Siguiendo ese modelo, encarnado en la década de 1870 por las organizaciones terroristas de los así llamados “populistas” (narodniki) rusos, Lenin formará, a partir de 1903, una organización centralizada de revolucionarios profesionales, “hombres que no consagren a la revolución sus tardes libres, sino toda su vida”, como escribirá en el primer número de Iskra, su famoso periódico clandestino, hombres que, literalmente, son del partido y para quienes no habrá nada superior a la “orden de partido”.

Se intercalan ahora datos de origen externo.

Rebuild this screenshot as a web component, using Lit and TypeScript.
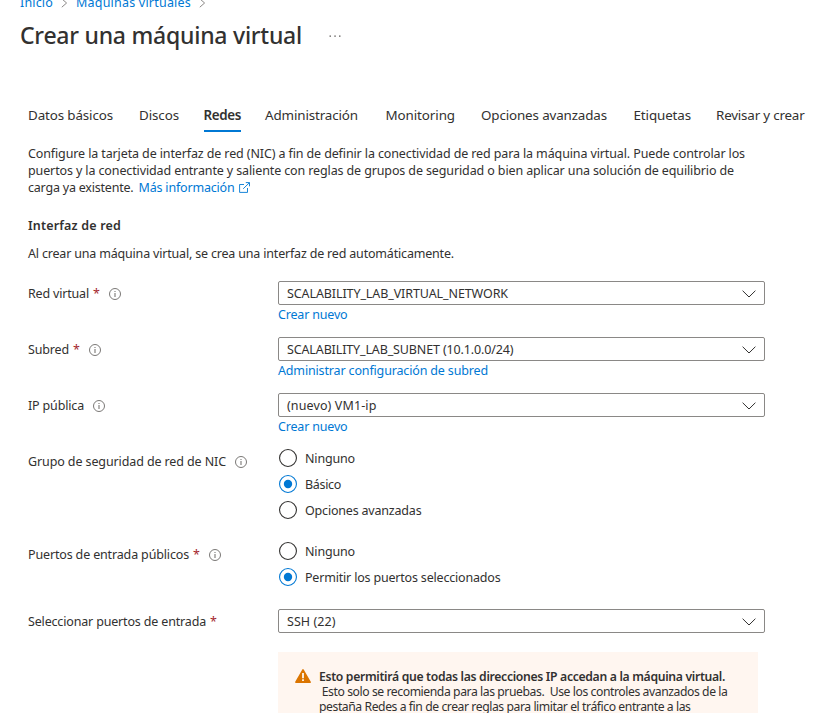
import { LitElement, html, css, svg, nothing } from "lit";
import { customElement, property } from "lit/decorators.js";

/** One line of text, tracked so that its advance equals `width` pixels. */
@customElement("text-run")
class TextRun extends LitElement {
  @property() text = "";
  @property({ type: Number }) width = 0;

  static styles = css`
    :host { display: inline-block; white-space: pre; flex: none; }
    .run { display: inline-block; }
  `;

  firstUpdated() {
    const run = this.renderRoot.querySelector(".run") as HTMLElement;
    const natural = run.getBoundingClientRect().width;
    run.style.letterSpacing = `${(this.width - natural) / this.text.length}px`;
  }

  render() {
    return html`<span class="run">${this.text}</span>`;
  }
}

const t = (text: string, width: number) => html`<text-run .text=${text} .width=${width}></text-run>`;

const infoIcon = html`<svg class="info" viewBox="0 0 12 12" width="12" height="12">
  <circle cx="6" cy="6" r="5.5" fill="none" stroke="#7a7876" />
  <path d="M6 5v4M6 3v1" stroke="#7a7876" stroke-width="1.1" fill="none" />
</svg>`;

const chevronDown = html`<svg class="chevron" viewBox="0 0 14 8" width="14" height="8">
  <path d="M.6.7 7 7 13.4.7" fill="none" stroke="#323130" />
</svg>`;

const crumbArrow = html`<svg class="arrow" viewBox="0 0 7 10" width="7" height="10">
  <path d="M.8.8 5.6 5 .8 9.2" fill="none" stroke="#8a8886" />
</svg>`;

const externalIcon = html`<svg class="external" viewBox="0 0 11 11" width="11" height="11">
  <path d="M5 2.5H.6v7.9h7.9V6M6.8.6h3.7v3.7M10.3.8 4.2 6.8" fill="none" stroke="#0078d4" stroke-width=".9" />
</svg>`;

const warningIcon = html`<svg class="warn-icon" viewBox="0 0 16 14" width="16" height="14">
  <path d="M8 .9 15.1 13.2H.9Z" fill="#db7500" stroke="#db7500" stroke-width="1.6" stroke-linejoin="round" />
  <path d="M8 4v5.2M8 10.2v1.8" stroke="#fff" stroke-width="1.7" />
</svg>`;

type Run = [string, number];

const TABS: Run[] = [
  ["Datos básicos", 85],
  ["Discos", 40],
  ["Redes", 37.5],
  ["Administración", 93],
  ["Monitoring", 69.5],
  ["Opciones avanzadas", 126],
  ["Etiquetas", 57.5],
  ["Revisar y crear", 88.5],
];

@customElement("app-root")
class AppRoot extends LitElement {
  static styles = css`
    :host {
      display: block;
      box-sizing: border-box;
      height: 713px;
      overflow: hidden;
      background: #fff;
      color: #323130;
      font: 12.5px/17px "Noto Sans", "Open Sans", sans-serif;
    }
    svg { display: block; flex: none; }
    .crumbs {
      display: flex;
      align-items: flex-end;
      height: 11px;
      padding-left: 20px;
      color: #0078d4;
    }
    .crumbs .arrow { margin: 0 8px 3px; }
    .title {
      display: flex;
      align-items: center;
      gap: 27px;
      margin: 0;
      padding: 8px 0 0 20px;
      font-size: 23px;
      font-weight: 550;
      line-height: 32px;
    }
    .title svg { margin-top: 2px; }
    .tabs {
      display: grid;
      grid-template-columns: 111px 64.5px 61.5px 120.5px 95.5px 152.5px 82.5px auto;
      justify-items: start;
      padding: 55px 0 0 28px;
      font-size: 13.4px;
    }
    .tab { height: 24px; line-height: 18px; border-bottom: 2px solid transparent; }
    .tab.active { font-weight: 600; border-color: #0078d4; }
    .content { padding: 13px 0 0 28px; }
    .line { display: flex; height: 17px; }
    .link { color: #0078d4; }
    .line .link { margin-left: 5px; }
    .external { margin: 3px 0 0 4px; }
    .heading { margin-top: 21px; font-weight: 600; }
    .sub { margin: 11px 0 19px; }
    .row { display: grid; grid-template-columns: 250px 487px; }
    .row.pick { height: 56px; }
    .label { display: flex; height: 24px; align-items: center; }
    .star { width: 7px; margin-left: 4px; color: #a4262c; }
    .info { margin: 2px 0 0 9px; }
    .select {
      display: flex;
      box-sizing: border-box;
      height: 24px;
      align-items: center;
      justify-content: space-between;
      padding: 0 8px;
      border: 1px solid #8a8886;
      border-radius: 2px;
    }
    .chevron { margin-top: 1px; }
    .below { display: flex; height: 17px; padding-top: 1px; }
    .radios { display: flex; flex-direction: column; gap: 8px; padding-left: 1px; }
    .radio { display: flex; align-items: center; gap: 8px; height: 18px; }
    .nic { height: 93px; }
    .ports { height: 67px; }
    .warning {
      display: flex;
      box-sizing: border-box;
      width: 480px;
      height: 90px;
      margin: 19px 0 0 250px;
      padding: 17px 17px 0;
      background: #fff6f0;
    }
    .warn-text { margin-left: 8px; font-size: 12.2px; line-height: 15px; }
    .warn-text text-run { display: block; }
    .strong { font-weight: 650; }
  `;

  label([text, width]: Run, required: boolean, info: boolean) {
    return html`<div class="label">
      ${t(text, width)}${required ? html`<span class="star">*</span>` : nothing}${info ? infoIcon : nothing}
    </div>`;
  }

  pick(label: Run, required: boolean, info: boolean, value: Run, link?: Run) {
    return html`<div class="row ${link ? "pick" : ""}">
      ${this.label(label, required, info)}
      <div>
        <div class="select">${t(...value)}${chevronDown}</div>
        ${link ? html`<div class="below link">${t(...link)}</div>` : nothing}
      </div>
    </div>`;
  }

  radio(text: Run, on: boolean) {
    return html`<div class="radio">
      <svg viewBox="0 0 18 18" width="18" height="18">
        <circle cx="9" cy="9" r="8.45" fill="none" stroke=${on ? "#0078d4" : "#323130"} stroke-width="1.1" />
        ${on ? svg`<circle cx="9" cy="9" r="4.2" fill="#0078d4" />` : nothing}
      </svg>
      ${t(...text)}
    </div>`;
  }

  render() {
    return html`
      <nav class="crumbs">
        ${t("Inicio", 33)}${crumbArrow}${t("Máquinas virtuales", 115)}${crumbArrow}
      </nav>
      <h1 class="title">
        ${t("Crear una máquina virtual", 282)}
        <svg viewBox="0 0 12 2" width="12" height="2">
          <path d="M.5.5h1.5v1.3H.5zM5.3.5h1.5v1.3H5.3zM10 .5h1.5v1.3H10z" fill="#605e5c" />
        </svg>
      </h1>
      <div class="tabs">
        ${TABS.map((tab) => html`<div class="tab ${tab[0] === "Redes" ? "active" : ""}">${t(...tab)}</div>`)}
      </div>
      <main class="content">
        <div class="line">${t("Configure la tarjeta de interfaz de red (NIC) a fin de definir la conectividad de red para la máquina virtual. Puede controlar los", 717)}</div>
        <div class="line">${t("puertos y la conectividad entrante y saliente con reglas de grupos de seguridad o bien aplicar una solución de equilibrio de", 706)}</div>
        <div class="line">
          ${t("carga ya existente.", 105.5)}
          <span class="link">${t("Más información", 96)}</span>${externalIcon}
        </div>
        <div class="line heading">${t("Interfaz de red", 93)}</div>
        <div class="line sub">${t("Al crear una máquina virtual, se crea una interfaz de red automáticamente.", 426)}</div>
        ${this.pick(["Red virtual", 61], true, true, ["SCALABILITY_LAB_VIRTUAL_NETWORK", 221], ["Crear nuevo", 69.5])}
        ${this.pick(["Subred", 41], true, true, ["SCALABILITY_LAB_SUBNET (10.1.0.0/24)", 226.5], ["Administrar configuración de subred", 210])}
        ${this.pick(["IP pública", 56], false, true, ["(nuevo) VM1-ip", 89.5], ["Crear nuevo", 69.5])}
        <div class="row nic">
          ${this.label(["Grupo de seguridad de red de NIC", 198], false, true)}
          <div class="radios">
            ${this.radio(["Ninguno", 50], false)}
            ${this.radio(["Básico", 36], true)}
            ${this.radio(["Opciones avanzadas", 116.5], false)}
          </div>
        </div>
        <div class="row ports">
          ${this.label(["Puertos de entrada públicos", 161], true, true)}
          <div class="radios">
            ${this.radio(["Ninguno", 50], false)}
            ${this.radio(["Permitir los puertos seleccionados", 195.5], true)}
          </div>
        </div>
        ${this.pick(["Seleccionar puertos de entrada", 178], true, false, ["SSH (22)", 48.5])}
        <div class="warning">
          ${warningIcon}
          <div class="warn-text">
            <div class="strong">${t("Esto permitirá que todas las direcciones IP accedan a la máquina virtual.", 406)}</div>
            ${t(" Esto solo se recomienda para las pruebas.  Use los controles avanzados de la", 408.5)}
            ${t("pestaña Redes a fin de crear reglas para limitar el tráfico entrante a las", 371.5)}
          </div>
        </div>
      </main>
    `;
  }
}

De los revolucionarios populistas Lenin también aprendió que todos los medios, incluido el terror, eran legítimos para promover su causa. Usar uno u otro medio era un asunto no de moral sino de carácter meramente práctico. Por ello escribe en Iskra que el partido revolucionario “admite como buenos todos los procedimientos de lucha, siempre que correspondan a las fuerzas de que el partido dispone y faciliten alcanzar los mejores resultados posibles dadas determinadas condiciones”, puntualizando luego: “En principio nunca hemos rechazado, ni podemos rechazar, el terror. El terror es una de las formas de acción militar que puede ser perfectamente adecuada e incluso esencial en un momento definido de la batalla”.

Y así fue. A partir de la toma del poder en noviembre de 1917 los bolcheviques desencadenaron una política de terror nunca antes vista que culminará, en la década de 1930, con la muerte de millones de campesinos y disidentes y la creación del terrible sistema de campos de concentración conocido como Gulag.

Surgirá así una sociedad totalitaria, donde nada ni nadie quedará fuera del poder del partido-Estado. El costo humano fue extraordinario, pero no dejó de encontrar entusiastas partidarios por doquier, nuevos “creyentes sin Dios” que pensaban que ese era el precio del progreso. Cuando llegaron al poder impusieron dictaduras similares a la soviética. Cuando no lo lograron, como en Chile, debieron conformarse con ser cómplices de los crímenes de sus camaradas, justificándolos y aplaudiéndolos. A pesar de ello todavía hoy tienen la desvergüenza de decir que su partido tiene más de cien años de vida “con la conciencia y las manos limpias”.